Thursday, March 12, 2009

Top Ten Worst Bills of the Session

The session is a little over the half way point and I have finished my top ten list of dumbest bills of the year. There may be more to come, but for now here’s the list with humorous bills at the top and exceptionally bad bills at the bottom.

1. The Plastic Bag Reduction Act -- that’s right a law to ban the use of plastic bags in grocery stores. Of course the stores would then switch to paper bags which fill up landfills at three times the rate plastic bags do. No doubt someone tried to ban the use of paper bags thirty years ago to save trees.
2. The Cat Identification Law for Cities – someone cares so much about fluffy that they wanted a law requiring micro chips in cats.

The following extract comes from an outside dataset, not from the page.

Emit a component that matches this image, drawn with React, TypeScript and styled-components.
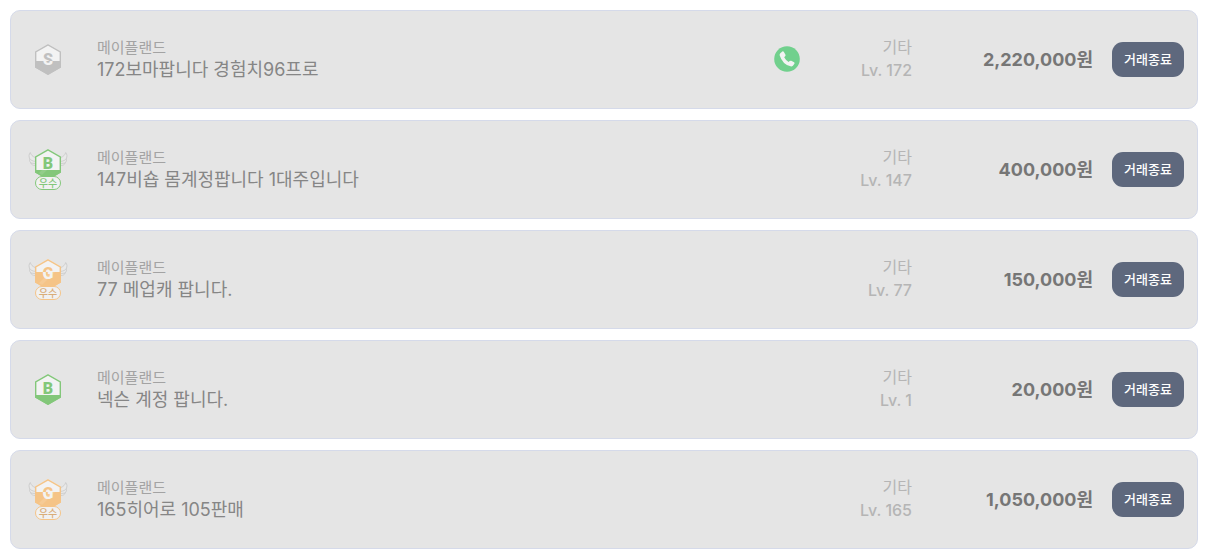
import React, { useId } from "react";
import styled, { createGlobalStyle } from "styled-components";

const GlobalStyle = createGlobalStyle`
  * { box-sizing: border-box; }
  body {
    margin: 0;
    background: #ffffff;
    font-family: Inter, "Noto Sans CJK KR", sans-serif;
  }
`;

type Grade = "S" | "B" | "G";

interface Listing {
  grade: Grade;
  excellent: boolean;
  phone: boolean;
  game: string;
  title: string;
  category: string;
  level: number;
  price: string;
}

const listings: Listing[] = [
  { grade: "S", excellent: false, phone: true, game: "메이플랜드", title: "172보마팝니다 경험치96프로", category: "기타", level: 172, price: "2,220,000원" },
  { grade: "B", excellent: true, phone: false, game: "메이플랜드", title: "147비숍 몸계정팝니다 1대주입니다", category: "기타", level: 147, price: "400,000원" },
  { grade: "G", excellent: true, phone: false, game: "메이플랜드", title: "77 메업캐 팝니다.", category: "기타", level: 77, price: "150,000원" },
  { grade: "B", excellent: false, phone: false, game: "메이플랜드", title: "넥슨 계정 팝니다.", category: "기타", level: 1, price: "20,000원" },
  { grade: "G", excellent: true, phone: false, game: "메이플랜드", title: "165히어로 105판매", category: "기타", level: 165, price: "1,050,000원" },
];

const List = styled.ul`
  display: flex;
  flex-direction: column;
  gap: 11px;
  margin: 0;
  padding: 10px 7px 4px 10px;
  list-style: none;
`;

const Card = styled.li`
  display: flex;
  align-items: center;
  min-height: 99px;
  padding: 0 13px 0 17px;
  background: #e5e5e5;
  border: 1px solid #d5daea;
  border-radius: 10px;
`;

const BadgeSlot = styled.div`
  display: flex;
  flex: none;
  width: 40px;
  margin-right: 29px;
`;

const Summary = styled.div`
  display: flex;
  flex: 1;
  flex-direction: column;
  min-width: 0;
  padding-bottom: 1px;
`;

const Game = styled.span`
  font-size: 15px;
  line-height: 21px;
  color: #a3a3a3;
`;

const Title = styled.span`
  font-size: 18px;
  line-height: 24px;
  color: #868686;
`;

const PhoneSlot = styled.div`
  display: flex;
  flex: none;
  width: 26px;
  padding-bottom: 1px;
`;

const Details = styled.div`
  display: flex;
  flex: none;
  flex-direction: column;
  width: 112px;
  padding-bottom: 2px;
  font-size: 16px;
  font-weight: 500;
  line-height: 23px;
  text-align: right;
  color: #b5b5b5;
`;

const Category = styled.span`
  font-weight: 400;
`;

const Price = styled.strong`
  flex: none;
  width: 181px;
  margin-right: 19px;
  font-size: 18px;
  font-weight: 700;
  line-height: 24px;
  text-align: right;
  color: #767676;
`;

const StatusButton = styled.button`
  flex: none;
  width: 72px;
  height: 35px;
  padding: 0 0 2px;
  border: 0;
  border-radius: 11px;
  background: #5e687d;
  color: #ffffff;
  font-family: inherit;
  font-size: 13px;
  font-weight: 500;
  line-height: 20px;
`;

const gradeStyle = {
  S: { color: "#c0c0c0", split: 20, baseline: 24 },
  B: { color: "#83c77a", split: 24, baseline: 23 },
  G: { color: "#f5c487", split: 16, baseline: 23 },
};

const Wing = () => (
  <g fill="#e9e9e9" stroke="#cbcbcb" strokeWidth="0.9" strokeLinecap="round" strokeLinejoin="round">
    <path d="M7 19.500C4.500 19.500 3 18.300 3 17C1.600 15.800 1.300 14 1.700 12.700C0.700 10.500 0.800 8.200 2.300 6.500C3 9 4.500 10.500 7 11.500Z" />
    <path d="M1.700 12.700C3 14.500 4.500 15 6.500 15.300M3 17L6.500 17.500" fill="none" />
  </g>
);

function GradeBadge({ grade, excellent }: { grade: Grade; excellent: boolean }) {
  const id = useId();
  const { color, split, baseline } = gradeStyle[grade];
  const at = grade === "B" ? 30 : split;
  return (
    <svg width="40" height="41" viewBox="0 0 40 41" role="img" aria-label={grade}>
      <defs>
        <linearGradient id={id} gradientUnits="userSpaceOnUse" x1="0" y1="0" x2="0" y2="42">
          <stop offset={at / 42} stopColor={color} />
          <stop offset={at / 42} stopColor="#f3f3f3" />
        </linearGradient>
        <clipPath id={id + "c"}>
          <path d="M20 3L33 10.500V26.500L20 34L7 26.500V10.500Z" />
        </clipPath>
      </defs>
      <g transform={excellent ? "translate(0 -3)" : "translate(0 2)"}>
        {excellent && (
          <>
            <Wing />
            <g transform="matrix(-1 0 0 1 40 0)"><Wing /></g>
          </>
        )}
        <path d="M20 3L33 10.500V26.500L20 34L7 26.500V10.500Z" fill="#f3f3f3" />
        <g clipPath={`url(#${id}c)`}>
          <path d={`M6 ${split}H34V35H6Z`} fill={color} />
          {excellent && <path d="M7 31L22 16H27L12 31Z" fill="#ffffff" opacity="0.12" />}
        </g>
        <path d="M20 3.800L32.300 10.900V26.100L20 33.200L7.700 26.100V10.900Z" fill="none" stroke={color} strokeWidth="1.400" />
        <text x="20" y={baseline} textAnchor="middle" fontFamily="Roboto, sans-serif" fontWeight="900" fontSize="16" fill={`url(#${id})`}>
          {grade}
        </text>
      </g>
      {excellent && (
        <>
          <rect x="7.500" y="27.500" width="25" height="13" rx="6.500" fill="#f1f1f1" stroke={color} />
          <text x="20" y="37.500" textAnchor="middle" fontFamily="'Noto Sans CJK KR', sans-serif" fontWeight="500" fontSize="10" fill={grade === "G" ? "#d9ad78" : color}>
            우수
          </text>
        </>
      )}
    </svg>
  );
}

const PhoneIcon = () => (
  <svg width="26" height="26" viewBox="0 0 26 26" role="img" aria-label="전화">
    <circle cx="13" cy="13" r="12.800" fill="#71d08d" />
    <path
      d="M6.300 7.200L8.300 5.500Q9.200 5 9.900 5.900L11.500 8.800Q11.900 9.600 11.100 10.300L10.200 11.200Q11.500 14 14.600 15.900L15.700 15Q16.400 14.400 17.200 14.800L20.100 16.300Q20.900 16.900 20.400 17.800L18.900 19.800Q17.900 20.700 16.500 20.300Q8.500 18.200 5.700 9.400Q5.400 8 6.300 7.200Z"
      fill="#f3f3f3"
    />
  </svg>
);

export default function App() {
  return (
    <>
      <GlobalStyle />
      <List>
        {listings.map((item) => (
          <Card key={item.title}>
            <BadgeSlot>
              <GradeBadge grade={item.grade} excellent={item.excellent} />
            </BadgeSlot>
            <Summary>
              <Game>{item.game}</Game>
              <Title>{item.title}</Title>
            </Summary>
            <PhoneSlot>{item.phone && <PhoneIcon />}</PhoneSlot>
            <Details>
              <Category>{item.category}</Category>
              <span>{`Lv. ${item.level}`}</span>
            </Details>
            <Price>{item.price}</Price>
            <StatusButton type="button">거래종료</StatusButton>
          </Card>
        ))}
      </List>
    </>
  );
}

Really.
3. Protect Public Safety Control Coyotes – this was a bill that would have required the Division of Wildlife to make controlling coyotes in cities their top priority. To really understand this you have to pronounce coyotes like the cities folks do: kie-oh-tees. At least these kie-oh-tees will be easy to find after all the city kitties have micro chips in them.
4. Utilities Disclose Carbon Footprint bill – this year’s global warming bill. Now, you too, can be like Al Gore and buy your own carbon offsets.
5. Require Physical Activities in Schools – the mandatory recess bill. Do you think we could apply this to legislators? Ever noticed the condition of most lawmakers?
6. Ban Use of Cell Phones While Driving – no word when the ban on coffee, cheeseburgers, IPods, farding, or kids in the car will be offered.
7. Mandatory Parental Leave – not making the parents go anywhere, just telling businesses that they have to allow parents time off to attend school activities.
8. In-state Tuition of Illegal Aliens – legislating by compassion instead of principle
9. The Car Tax – a quarter of a billion dollar tax increase during a recession. The Governor calls it FASTER. I call it pulling a fast one.
10. Flexibility to Use State Revenues – this is the worst fiscal policy ever introduced in Colorado. The bill will remove state spending caps so entitlement spending can grow unchecked during prosperous times leading to a fiscal train wreck during times of recession. This sets up Colorado for the same type of budgetary problems that California is currently experiencing.

Some of these bills have already been dispatched to the paper shredder in the sky, but the Car Tax has been signed into law. Numbers 8 and 10 have come out of committee in the Senate and are awaiting final Senate passage.